3. Steering Wheel Isometrics
While stopped at a light, using power from your core, grip the wheel at opposite ends and push your hands toward each other for 3 seconds as if you are crushing the wheel. Rest and then grip the wheel and pull your hands away from each other for 3 seconds. Repeat 10 times, or until you are no longer stopped. You can repeat the exercise at each stoplight or until your muscles are tired.
4. Knee Raises
These are great to do at a stop light or even at your desk. The benefit of this exercise is that it’s fairly easy to do as well as a great way to strengthen the quads while sitting down. Start with both feet on the floor at shoulder width apart. Raise each knee slowly alternating for the period the car is still.
5. Short Bicep Curl
Because of the limited space in a car, short bicep curls are a great way to get an upper body workout in. Using a lightweight, rubber dumbbell (3 or 5 pound to start), start with the weight in one hand and your arm slightly bent. Keep your elbow stationary and move the weight towards your body until your forearm is in a vertical position. Hold this vertical position for at least one second and then slowly bring the weight down. This exercise can be done for ten repetitions on each arm.
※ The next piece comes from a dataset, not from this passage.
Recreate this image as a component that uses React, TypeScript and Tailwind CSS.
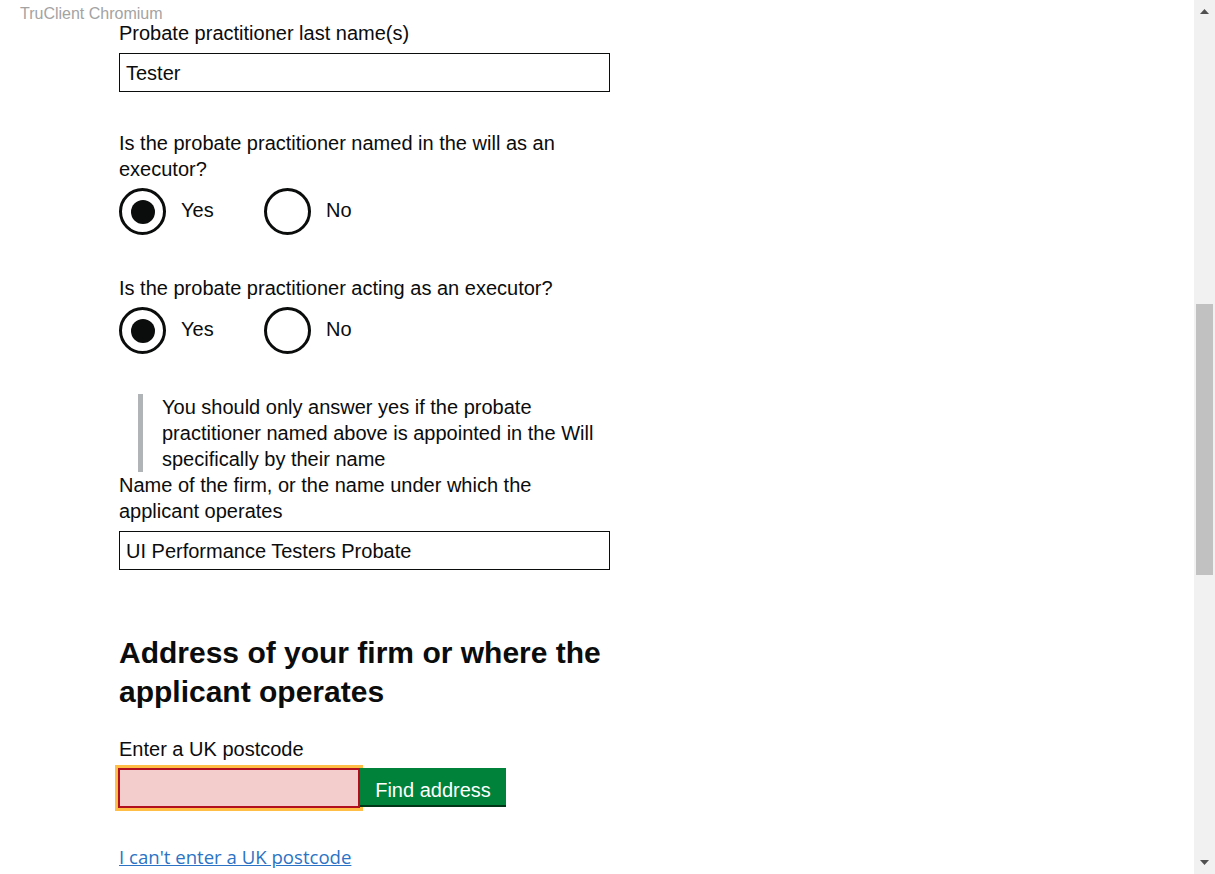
function Radio({ checked, label }: { checked?: boolean; label: string }) {
  return (
    <div className="flex items-center w-[145px]">
      <div className="w-[47px] h-[47px] rounded-full border-[3px] border-[#0b0c0c] flex items-center justify-center shrink-0">
        {checked && <div className="w-[24px] h-[24px] rounded-full bg-[#0b0c0c]" />}
      </div>
      <span className="ml-[15px] -mt-[3px]">{label}</span>
    </div>
  );
}

function App() {
  return (
    <div
      className="relative flex h-[874px] w-[1215px] overflow-hidden bg-white text-[#0b0c0c]"
      style={{ fontFamily: '"Liberation Sans", Arial, sans-serif' }}
    >
      <div className="absolute left-[20px] top-[4px] text-[16px] leading-[20px] text-[#a3a3a3]">
        TruClient Chromium
      </div>

      <main className="flex-1 pl-[119px] pt-[20px] text-[20px] leading-[26px]">
        <div className="w-[491px]">
          <label className="block">Probate practitioner last name(s)</label>
          <div className="mt-[7px] h-[39px] border border-[#0b0c0c] px-[6px] flex items-center">
            Tester
          </div>

          <p className="mt-[38px] w-[460px]">Is the probate practitioner named in the will as an executor?</p>
          <div className="mt-[6px] flex">
            <Radio checked label="Yes" />
            <Radio label="No" />
          </div>

          <p className="mt-[40px]">Is the probate practitioner acting as an executor?</p>
          <div className="mt-[6px] flex">
            <Radio checked label="Yes" />
            <Radio label="No" />
          </div>

          <div className="mt-[40px] ml-[19px] border-l-[5px] border-[#b1b4b6] pl-[19px] pr-[8px]">
            You should only answer yes if the probate practitioner named above is appointed in the Will specifically by
            their name
          </div>

          <label className="block w-[440px]">Name of the firm, or the name under which the applicant operates</label>
          <div className="mt-[7px] h-[39px] border border-[#0b0c0c] px-[6px] flex items-center">
            UI Performance Testers Probate
          </div>

          <h2 className="mt-[63px] text-[30px] leading-[39px] font-bold">
            Address of your firm or where the applicant operates
          </h2>

          <label className="block mt-[25px]">Enter a UK postcode</label>
          <div className="mt-[6px] flex items-start">
            <div className="-ml-[1px] w-[242px] h-[40px] border-2 border-[#b10e1e] bg-[#f3cccc] outline-[3px] outline-solid outline-[#ffbf47]" />
            <button className="h-[37px] w-[146px] pt-[6px] bg-[#00823b] text-white text-[20px] leading-[26px] shadow-[0_2px_0_#003618]">
              Find address
            </button>
          </div>

          <a
            href="#"
            className="block mt-[36px] text-[18.6px] leading-[26px] text-[#2b73c4] underline"
            style={{ fontFamily: '"Open Sans", sans-serif' }}
          >
            I can't enter a UK postcode
          </a>
        </div>
      </main>

      <aside className="w-[21px] h-[874px] bg-[#f1f1f1] flex flex-col items-center justify-between py-[9px]">
        <svg width="9" height="5" viewBox="0 0 9 5">
          <path d="M0 5 L4.5 0 L9 5 Z" fill="#505050" />
        </svg>
        <div className="flex-1 w-full px-[2px] pt-[290px] pb-[285px]">
          <div className="h-full bg-[#c1c1c1]" />
        </div>
        <svg width="9" height="5" viewBox="0 0 9 5">
          <path d="M0 0 L4.5 5 L9 0 Z" fill="#505050" />
        </svg>
      </aside>
    </div>
  );
}

export default App;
The range of motion at which the curl can be done will vary with the size of the car. The bicep muscle can also be tightened with the weight held outward for an isometric exercise if space is limited.
6. Steering wheel push-ups.
Place your hands at 10 o’clock and 2 o’clock on the steering wheel. Flex the entire length of your arms. Pull yourself toward the wheel for 3 seconds, and push yourself away from the wheel for 3 seconds. Rest after 1 repetition and then repeat 10 times, till the light changes or until you have muscle fatigue.
Creative Ways To Burn Calories On The Train, Subway, or Bus
And for those who travel by mass transit bus, train or subway, you have a few options. If you sit all day at work, stand for half or all of your bus or train commute. Studies have shown that we burn more calories in a sedentary position by standing compared with sitting. A core opportunity is to hold on to a handrail and flex your deep stomach muscles to gain stability through braking or turning.
While waiting for the bus or train, try calf raises, slowly lifting your heels off the ground and holding that position for 10 seconds. Do isometric exercises. Imagine you need to flex every single muscle in your body. Begin by wiggling your toes and then flex each muscle one at a time for 3 seconds, until you reach your arms, neck and top of your head.
Another exercise to consider is the “commuter crunch.” While seated, tuck in your pelvis and engage your lower abdominal muscles. Then, engage your upper abs and move your ribcage slightly toward your hips. Hold for 10 seconds and rest for 3 seconds, but breathe through the entire exercise. Repeat 8 to 12 times or until your muscles start to become tired. Car commuters can do this when they are stopped in traffic or at a long light, while train, bus or airplane commuters can do this whenever it is comfortable.
Take the stairs when possible. Never ride the elevator for one floor. If you suffer from knee pain, always take the stairs up but take the elevator down. Implement exercises while you wait for your ride or bus.
Whether you’re driving, riding, walking or biking, there is a workout waiting for you. Give it a try and feel a sense of accomplishment by the time you get to work!